> **Supplied records**
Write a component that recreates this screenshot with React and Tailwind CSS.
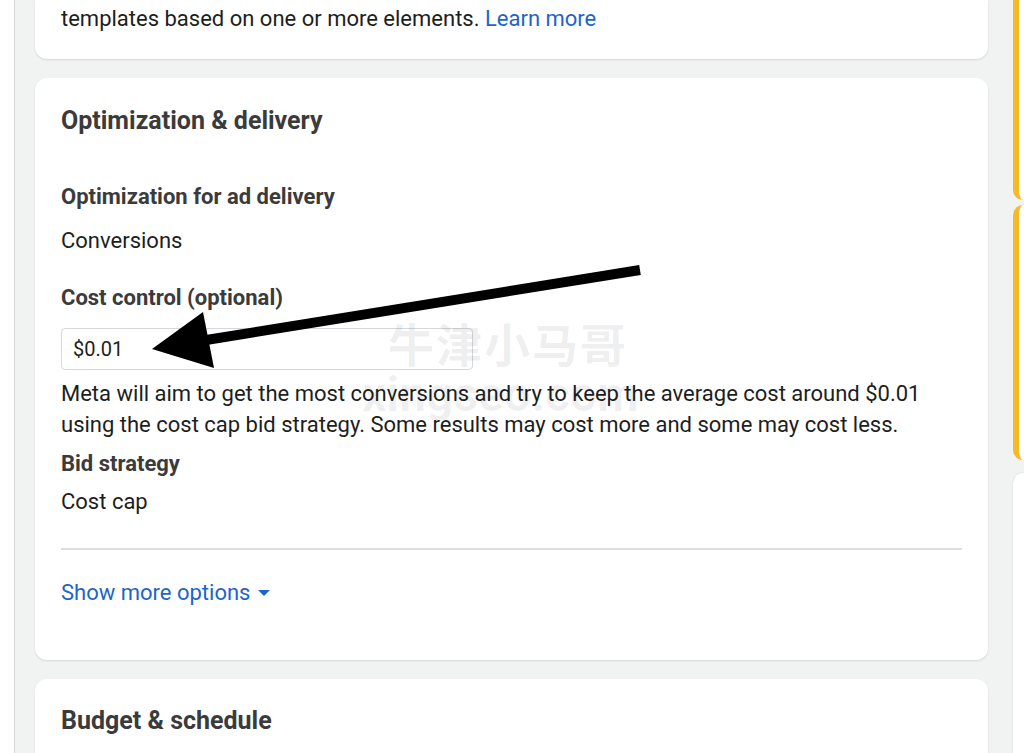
import React from "react";

const font = { fontFamily: "Roboto, 'Noto Sans CJK SC', sans-serif" };

export default function App() {
  return (
    <div className="relative h-[753px] w-[1024px] overflow-hidden bg-[#f1f2f2] flex" style={font}>
      {/* left strip */}
      <div className="w-[15px] shrink-0 bg-white border-r border-[#d7d9dc]" />

      {/* main column */}
      <div className="w-[973px] shrink-0 pl-[20px] flex flex-col gap-[19px]">
        {/* card 1 (top cut) */}
        <div className="bg-white rounded-b-[12px] shadow-[0_1px_2px_rgba(0,0,0,0.12)] pl-[26px] pt-[4px] h-[59px] shrink-0">
          <p className="text-[22px] leading-[30px] text-[#1c1e21]">
            templates based on one or more elements. <span className="text-[#1d65c9]">Learn more</span>
          </p>
        </div>

        {/* card 2 */}
        <div className="bg-white rounded-[12px] shadow-[0_1px_2px_rgba(0,0,0,0.12)] pl-[26px] pr-[26px] pt-[28px] h-[582px] shrink-0 flex flex-col">
          <h2 className="text-[25px] leading-[30px] font-bold text-[#3b3b3b]">Optimization &amp; delivery</h2>
          <h3 className="mt-[46px] text-[22px] leading-[30px] font-bold text-[#3b3b3b]">Optimization for ad delivery</h3>
          <p className="mt-[14px] text-[22px] leading-[30px] text-[#1c1e21]">Conversions</p>
          <h3 className="mt-[27px] text-[22px] leading-[30px] font-bold text-[#3b3b3b]">Cost control (optional)</h3>
          <div className="mt-[15px] w-[412px] h-[42px] border border-[#d4d7db] rounded-[4px] flex items-center px-[11px] text-[20px] text-[#1c1e21]">
            $0.01
          </div>
          <p className="mt-[8px] text-[22px] leading-[31px] text-[#1c1e21] whitespace-nowrap">
            Meta will aim to get the most conversions and try to keep the average cost around $0.01
            <br />
            using the cost cap bid strategy. Some results may cost more and some may cost less.
          </p>
          <h3 className="mt-[9px] text-[22px] leading-[30px] font-bold text-[#3b3b3b]">Bid strategy</h3>
          <p className="mt-[8px] text-[22px] leading-[30px] text-[#1c1e21]">Cost cap</p>
          <div className="mt-[31px] h-[2px] bg-[#dadde1]" />
          <div className="mt-[28px] flex items-center gap-[8px] text-[22px] leading-[30px] text-[#1d65c9]">
            <span>Show more options</span>
            <svg width="12" height="7" viewBox="0 0 12 7"><path d="M0 0 L12 0 L6 6 Z" fill="#1d65c9" /></svg>
          </div>
        </div>

        {/* card 3 */}
        <div className="bg-white rounded-t-[12px] shadow-[0_1px_2px_rgba(0,0,0,0.12)] pl-[26px] pt-[27px] h-[120px] shrink-0">
          <h2 className="text-[25px] leading-[30px] font-bold text-[#3b3b3b]">Budget &amp; schedule</h2>
        </div>
      </div>

      {/* right column */}
      <div className="ml-[25px] w-[60px] shrink-0 flex flex-col gap-[5px]">
        <div className="h-[200px] shrink-0 bg-white rounded-bl-[10px] border-l-[6px] border-[#f7b928]" />
        <div className="h-[255px] shrink-0 bg-white rounded-l-[10px] border-l-[6px] border-[#f7b928]" />
        <div className="mt-[8px] h-[300px] shrink-0 bg-white rounded-tl-[10px] shadow-[0_0_2px_rgba(0,0,0,0.15)]" />
      </div>

      {/* watermark */}
      <div className="absolute left-[388px] top-[314px] text-[46px] leading-[56px] font-bold text-[rgba(0,0,0,0.07)] tracking-[2px] pointer-events-none" style={{ fontFamily: "'Noto Sans CJK SC', sans-serif" }}>
        牛津小马哥
      </div>
      <div className="absolute left-[362px] top-[368px] text-[48px] leading-[54px] font-bold text-[rgba(0,0,0,0.06)] pointer-events-none">
        xingseo.com
      </div>

      {/* arrow */}
      <svg className="absolute left-0 top-0 pointer-events-none" width="1024" height="753">
        <line x1="640" y1="270" x2="200" y2="341" stroke="#000" strokeWidth="10" />
        <polygon points="152,349 203,312 214,368" fill="#000" />
      </svg>
    </div>
  );
}
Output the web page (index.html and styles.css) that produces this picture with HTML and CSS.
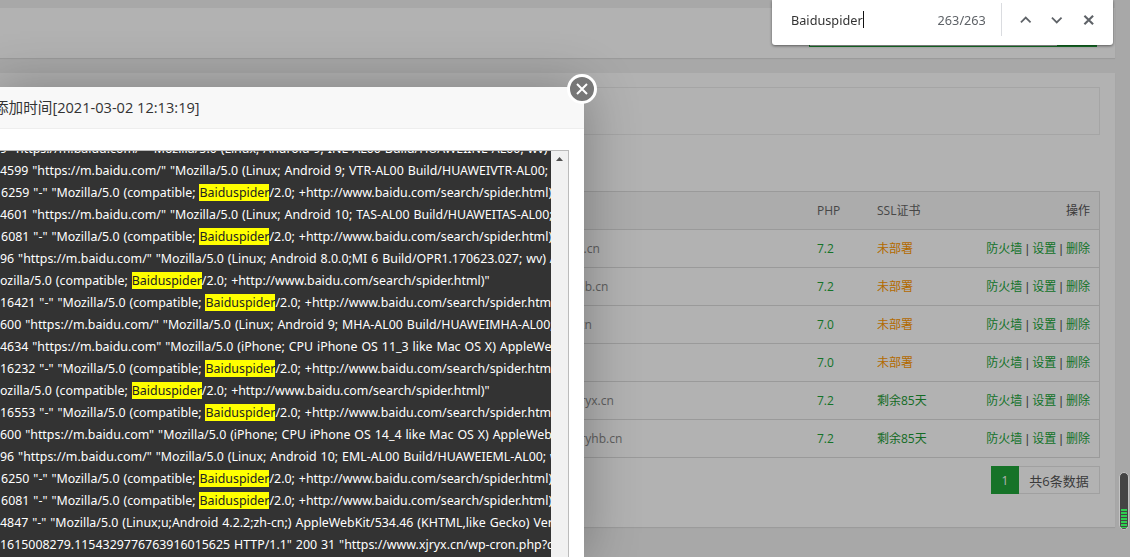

> **What is needed**
Starting at the first line of the material, output exactly the lines up to and including the one with "shrink-0 bg-white border-r". Do not include the pictures.

> **Result**
Write a component that recreates this screenshot with React and Tailwind CSS.
import React from "react";

const font = { fontFamily: "Roboto, 'Noto Sans CJK SC', sans-serif" };

export default function App() {
  return (
    <div className="relative h-[753px] w-[1024px] overflow-hidden bg-[#f1f2f2] flex" style={font}>
      {/* left strip */}
      <div className="w-[15px] shrink-0 bg-white border-r border-[#d7d9dc]" />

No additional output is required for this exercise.